__Extracted records__
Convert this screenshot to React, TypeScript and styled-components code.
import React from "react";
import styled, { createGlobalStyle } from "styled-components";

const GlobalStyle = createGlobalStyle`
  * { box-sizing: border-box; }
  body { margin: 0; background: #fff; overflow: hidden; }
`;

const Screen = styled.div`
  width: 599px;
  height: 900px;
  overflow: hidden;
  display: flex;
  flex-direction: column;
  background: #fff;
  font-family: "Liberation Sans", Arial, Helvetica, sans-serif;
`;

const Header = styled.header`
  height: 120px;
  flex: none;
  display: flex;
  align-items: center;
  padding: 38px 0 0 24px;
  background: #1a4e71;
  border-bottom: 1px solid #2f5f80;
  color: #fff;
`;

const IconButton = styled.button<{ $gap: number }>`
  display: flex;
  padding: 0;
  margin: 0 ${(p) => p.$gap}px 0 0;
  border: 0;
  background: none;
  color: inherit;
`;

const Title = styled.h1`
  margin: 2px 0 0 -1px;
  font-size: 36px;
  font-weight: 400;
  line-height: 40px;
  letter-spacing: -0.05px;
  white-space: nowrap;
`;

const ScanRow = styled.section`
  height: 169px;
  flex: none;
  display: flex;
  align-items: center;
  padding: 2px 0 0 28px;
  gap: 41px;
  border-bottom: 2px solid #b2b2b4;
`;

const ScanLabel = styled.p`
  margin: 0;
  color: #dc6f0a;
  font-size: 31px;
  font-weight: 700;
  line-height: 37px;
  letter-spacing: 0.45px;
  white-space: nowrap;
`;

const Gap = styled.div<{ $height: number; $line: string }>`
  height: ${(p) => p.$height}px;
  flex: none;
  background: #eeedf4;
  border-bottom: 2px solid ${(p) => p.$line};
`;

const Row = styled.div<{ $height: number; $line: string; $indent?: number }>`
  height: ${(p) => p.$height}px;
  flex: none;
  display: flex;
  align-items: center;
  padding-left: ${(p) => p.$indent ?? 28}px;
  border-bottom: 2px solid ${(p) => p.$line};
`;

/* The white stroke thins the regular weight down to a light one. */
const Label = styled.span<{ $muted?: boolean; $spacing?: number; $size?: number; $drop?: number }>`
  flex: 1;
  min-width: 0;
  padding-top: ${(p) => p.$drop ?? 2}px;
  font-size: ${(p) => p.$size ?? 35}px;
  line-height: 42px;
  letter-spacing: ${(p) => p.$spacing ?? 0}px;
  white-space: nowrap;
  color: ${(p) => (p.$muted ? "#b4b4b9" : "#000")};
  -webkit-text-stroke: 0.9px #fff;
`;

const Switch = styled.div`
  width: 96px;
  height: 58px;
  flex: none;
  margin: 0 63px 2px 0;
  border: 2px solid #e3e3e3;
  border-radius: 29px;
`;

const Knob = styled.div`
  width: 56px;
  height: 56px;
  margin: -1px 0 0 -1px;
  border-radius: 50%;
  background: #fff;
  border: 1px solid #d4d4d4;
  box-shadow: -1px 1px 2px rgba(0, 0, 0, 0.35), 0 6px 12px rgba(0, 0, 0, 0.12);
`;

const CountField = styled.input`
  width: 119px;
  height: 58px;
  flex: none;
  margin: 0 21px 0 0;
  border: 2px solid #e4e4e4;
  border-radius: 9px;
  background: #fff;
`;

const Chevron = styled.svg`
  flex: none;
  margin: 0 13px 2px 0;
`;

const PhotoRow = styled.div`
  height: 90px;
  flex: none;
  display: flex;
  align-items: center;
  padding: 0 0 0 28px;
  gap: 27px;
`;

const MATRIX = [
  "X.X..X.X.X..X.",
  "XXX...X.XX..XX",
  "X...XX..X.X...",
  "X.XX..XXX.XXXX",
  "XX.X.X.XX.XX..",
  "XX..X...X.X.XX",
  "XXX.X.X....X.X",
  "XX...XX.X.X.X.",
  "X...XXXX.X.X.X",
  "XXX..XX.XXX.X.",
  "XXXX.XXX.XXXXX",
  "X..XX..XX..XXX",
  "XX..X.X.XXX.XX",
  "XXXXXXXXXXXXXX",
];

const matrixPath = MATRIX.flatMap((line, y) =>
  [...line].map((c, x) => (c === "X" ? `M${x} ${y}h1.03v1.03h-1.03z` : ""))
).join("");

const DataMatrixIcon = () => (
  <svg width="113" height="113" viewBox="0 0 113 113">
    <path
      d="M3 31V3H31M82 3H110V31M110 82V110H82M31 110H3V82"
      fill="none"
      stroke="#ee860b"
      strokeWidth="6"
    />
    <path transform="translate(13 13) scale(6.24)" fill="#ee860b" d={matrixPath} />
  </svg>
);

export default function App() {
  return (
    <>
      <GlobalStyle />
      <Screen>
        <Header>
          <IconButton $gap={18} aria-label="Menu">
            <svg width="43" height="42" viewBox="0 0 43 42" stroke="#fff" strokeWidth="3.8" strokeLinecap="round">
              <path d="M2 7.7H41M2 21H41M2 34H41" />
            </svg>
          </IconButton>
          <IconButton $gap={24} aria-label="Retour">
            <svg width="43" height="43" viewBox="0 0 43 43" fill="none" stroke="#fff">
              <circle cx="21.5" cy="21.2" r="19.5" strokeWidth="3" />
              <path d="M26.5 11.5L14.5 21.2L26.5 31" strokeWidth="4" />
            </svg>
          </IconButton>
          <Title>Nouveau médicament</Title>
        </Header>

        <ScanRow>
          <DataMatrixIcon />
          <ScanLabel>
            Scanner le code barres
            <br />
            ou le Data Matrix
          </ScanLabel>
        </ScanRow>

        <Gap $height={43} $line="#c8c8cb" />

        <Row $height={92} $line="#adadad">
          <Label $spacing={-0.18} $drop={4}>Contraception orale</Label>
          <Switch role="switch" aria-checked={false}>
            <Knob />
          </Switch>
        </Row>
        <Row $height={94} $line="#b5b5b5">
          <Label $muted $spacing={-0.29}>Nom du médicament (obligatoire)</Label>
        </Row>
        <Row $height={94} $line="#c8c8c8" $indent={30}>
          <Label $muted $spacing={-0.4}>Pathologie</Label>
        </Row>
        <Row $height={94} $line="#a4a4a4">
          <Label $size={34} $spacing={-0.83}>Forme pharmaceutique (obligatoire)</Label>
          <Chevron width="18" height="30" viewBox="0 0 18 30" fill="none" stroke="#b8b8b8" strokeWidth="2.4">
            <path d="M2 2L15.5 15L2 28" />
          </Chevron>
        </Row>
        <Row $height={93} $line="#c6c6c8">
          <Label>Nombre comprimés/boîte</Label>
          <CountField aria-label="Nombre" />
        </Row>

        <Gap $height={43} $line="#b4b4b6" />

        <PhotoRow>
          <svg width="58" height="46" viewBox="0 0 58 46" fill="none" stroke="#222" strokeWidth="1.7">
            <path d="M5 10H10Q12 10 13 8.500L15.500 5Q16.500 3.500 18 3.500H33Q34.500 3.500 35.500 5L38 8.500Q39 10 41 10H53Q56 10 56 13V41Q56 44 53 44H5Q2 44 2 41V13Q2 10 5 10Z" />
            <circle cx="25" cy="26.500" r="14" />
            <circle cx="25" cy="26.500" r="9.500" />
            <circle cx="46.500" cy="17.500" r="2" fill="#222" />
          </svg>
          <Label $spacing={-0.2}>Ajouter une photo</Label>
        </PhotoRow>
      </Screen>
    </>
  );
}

==

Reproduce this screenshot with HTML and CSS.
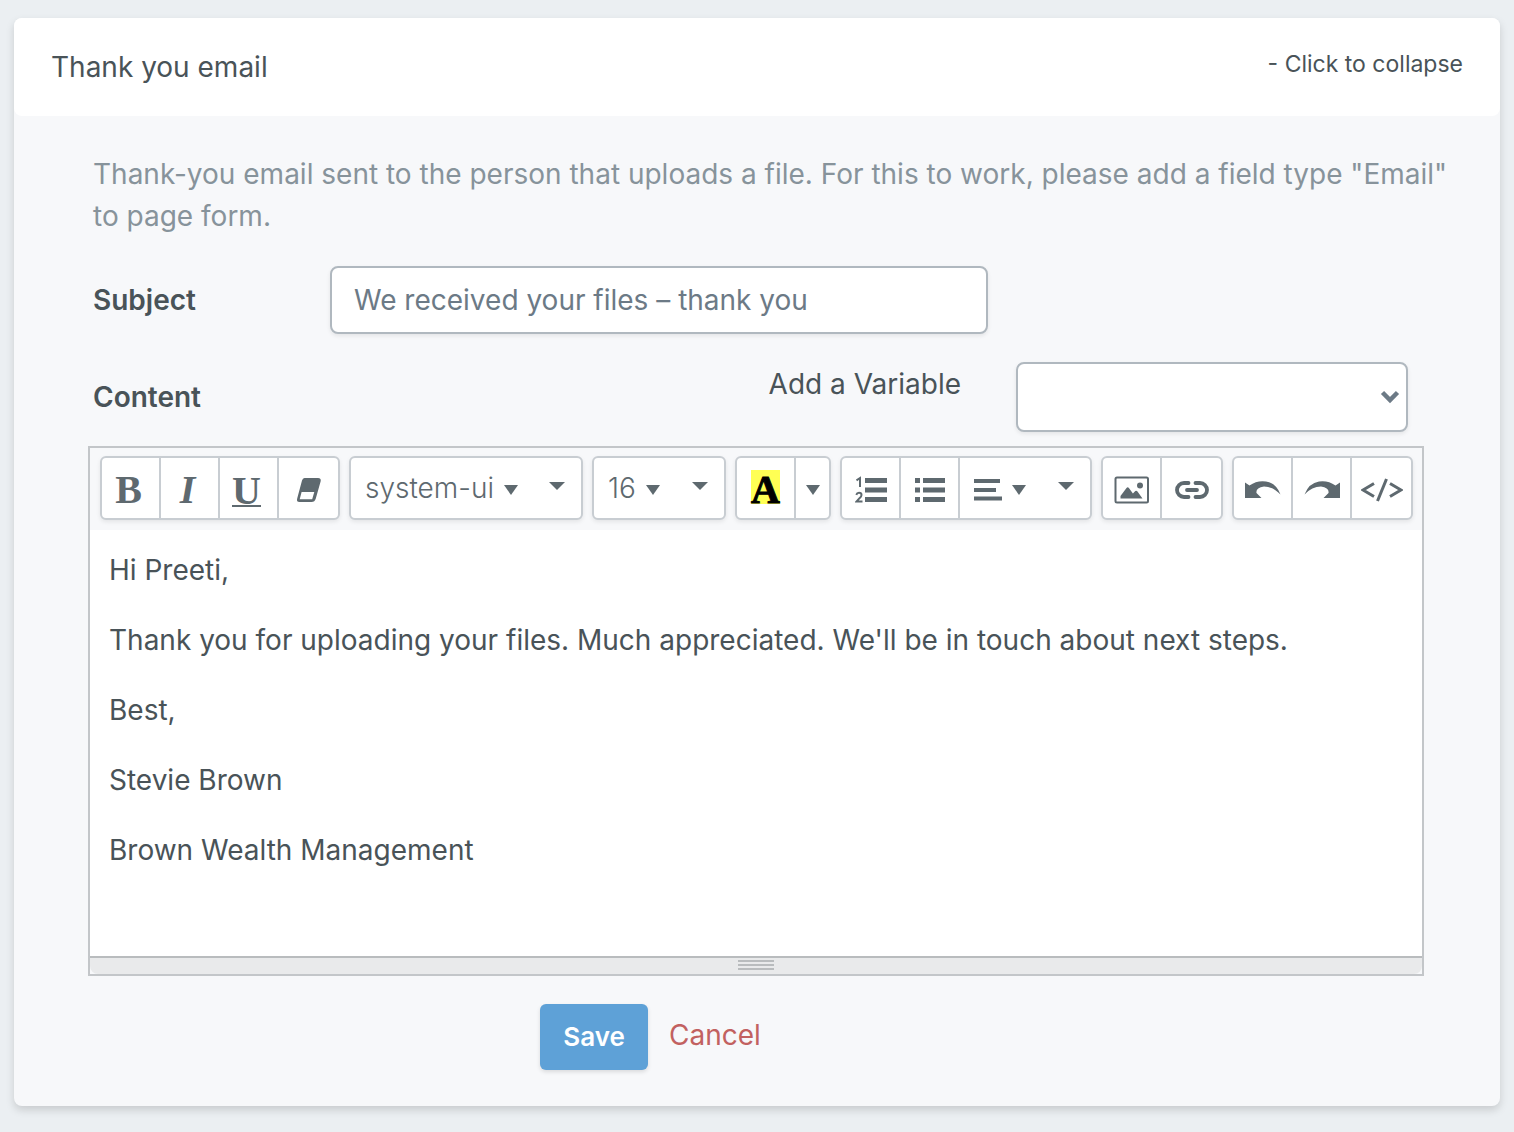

__Stated goal__
Find each line with the string "this" and copy it out.

__Written reply__
Convert this screenshot to React, TypeScript and styled-components code.
Reproduce this screenshot with HTML and CSS.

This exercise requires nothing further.